This topic provides suggestions on how to use Hadoop Distributed File System (HDFS) to perform scenario-specific configurations for real-time computing in E-MapReduce (EMR). The suggestions can help improve the stability of HDFS.

Adjust the number of Xceiver connections on DataNodes

  • Background information: In most cases, a real-time computing framework allows you to use a large number of file write streams to continuously write data to files in HDFS. However, a limit is imposed on the number of files that you can open at the same time in HDFS. The limit is specified by the dfs.datanode.max.transfer.threads parameter.
  • Suggestion: Go to the Configure tab on the HDFS service page in the EMR console.
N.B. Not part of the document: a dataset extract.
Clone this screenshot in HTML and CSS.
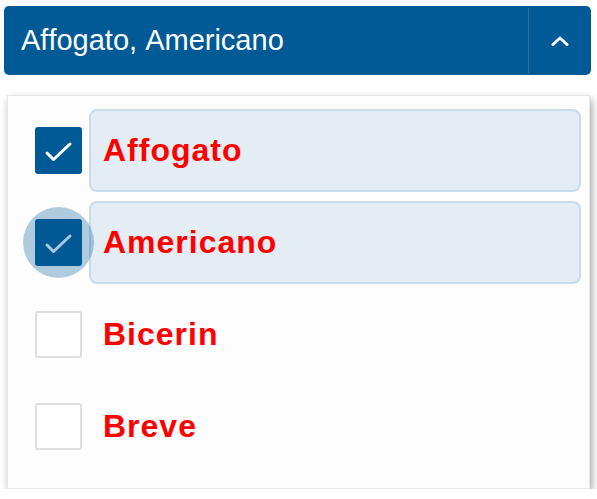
FILE: index.html
```html
<!DOCTYPE html>
<html>
<head>
<meta charset="utf-8">
<link rel="stylesheet" href="styles.css">
</head>
<body>
<div class="select">
  <div class="select-value">Affogato, Americano</div>
  <div class="select-toggle">
    <svg width="18" height="10" viewBox="0 0 18 10"><path d="M2 8.5 L9 2 L16 8.5" fill="none" stroke="#fff" stroke-width="3" stroke-linecap="round" stroke-linejoin="round"/></svg>
  </div>
</div>
<div class="panel">
  <div class="option">
    <span class="box checked">
      <svg width="47" height="47" viewBox="0 0 47 47"><path d="M12 26 L18.5 32.5 L35 17" fill="none" stroke="#fff" stroke-width="3" stroke-linecap="round" stroke-linejoin="round"/></svg>
    </span>
    <span class="label selected">Affogato</span>
  </div>
  <div class="option">
    <span class="box checked focused">
      <svg width="47" height="47" viewBox="0 0 47 47"><path d="M12 26 L18.5 32.5 L35 17" fill="none" stroke="#a9c7de" stroke-width="3" stroke-linecap="round" stroke-linejoin="round"/></svg>
    </span>
    <span class="label selected">Americano</span>
  </div>
  <div class="option">
    <span class="box"></span>
    <span class="label">Bicerin</span>
  </div>
  <div class="option">
    <span class="box"></span>
    <span class="label">Breve</span>
  </div>
</div>
</body>
</html>
```
FILE: styles.css
```css
html, body {
  margin: 0;
  padding: 0;
  background: #fff;
}
body {
  padding: 6px 6px 0 4px;
  font-family: "Liberation Sans", Arial, sans-serif;
  font-kerning: none;
}
.select {
  display: flex;
  height: 69px;
  background: #005a96;
  border-radius: 5px;
  color: #fff;
}
.select-value {
  flex: 1;
  display: flex;
  align-items: center;
  padding-left: 17px;
  font-size: 29px;
  border-right: 1px solid #2c70a2;
  margin: 2px 0;
}
.select-toggle {
  width: 62px;
  display: flex;
  align-items: center;
  justify-content: center;
}
.panel {
  box-sizing: border-box;
  margin: 20px 1px 0 3px;
  height: 394px;
  background: #fdfdfd;
  border: 1px solid #e6e6e6;
  box-shadow: 2px 4px 8px rgba(0,0,0,0.35);
  padding: 13px 8px 0 27px;
  display: flex;
  flex-direction: column;
  gap: 9px;
}
.option {
  display: flex;
  align-items: center;
  gap: 7px;
}
.box {
  position: relative;
  width: 43px;
  height: 43px;
  border: 2px solid #dedede;
  border-radius: 3px;
  background: #fff;
  flex: none;
}
.box.checked {
  width: 47px;
  height: 47px;
  border: none;
  background: #005a96;
}
.box svg {
  position: relative;
  display: block;
  z-index: 1;
}
.box.checked.focused::before {
  content: "";
  position: absolute;
  left: -12px;
  top: -12px;
  width: 71px;
  height: 71px;
  border-radius: 50%;
  background: rgba(0, 90, 150, 0.3);
  z-index: -1;
}
.box.checked.focused {
  z-index: 0;
}
.label {
  flex: 1;
  height: 79px;
  display: flex;
  align-items: center;
  padding-left: 12px;
  border: 2px solid transparent;
  border-radius: 8px;
  color: #ff0000;
  font-weight: bold;
  font-size: 32px;
  letter-spacing: 1px;
}
.label.selected {
  background: #e4ecf4;
  border-color: #cadcea;
}
```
Search for the dfs.datanode.max.transfer.threads parameter in the configuration filter section, and change the parameter value. This parameter specifies the maximum number of threads that can be used to process read or write streams. Default value: 4096. You can increase the value of this parameter when one of the following error messages appears:
    • Error message in the DataNode service log stored in the /var/log/emr/hadoop/ directory
      java.io.IOException: Xceiver count 4097 exceeds the limit of concurrent xcievers: 4096
              at org.apache.hadoop.hdfs.server.datanode.DataXceiverServer.run(DataXceiverServer.java:150)
    • Error message in the client running log
      DataXceiver error processing WRITE_BLOCK operation  src: /10.*.*.*:35692 dst: /10.*.*.*:50010
      java.io.IOException: Premature EOF from inputStream

Reserve disk space

  • Background information: HDFS reserves 128 MB disk space for each file that you open to ensure that data can be written to the file. If the actual size of the file is particularly small, such as 8 MB, only 8 MB disk space is occupied when you use the close() method to close an input stream.

    In most cases, a real-time computing framework allows you to use a large number of file write streams to continuously write data to files in HDFS. If you open multiple files at the same time in HDFS, HDFS reserves more disk space. If the remaining disk space is insufficient, files cannot be created.

  • Suggestion: Use the following formula to calculate the minimum disk space that must be reserved on your cluster: N × 128 MB × Number of replicas. In this formula, N represents the number of files that you want to open at the same time.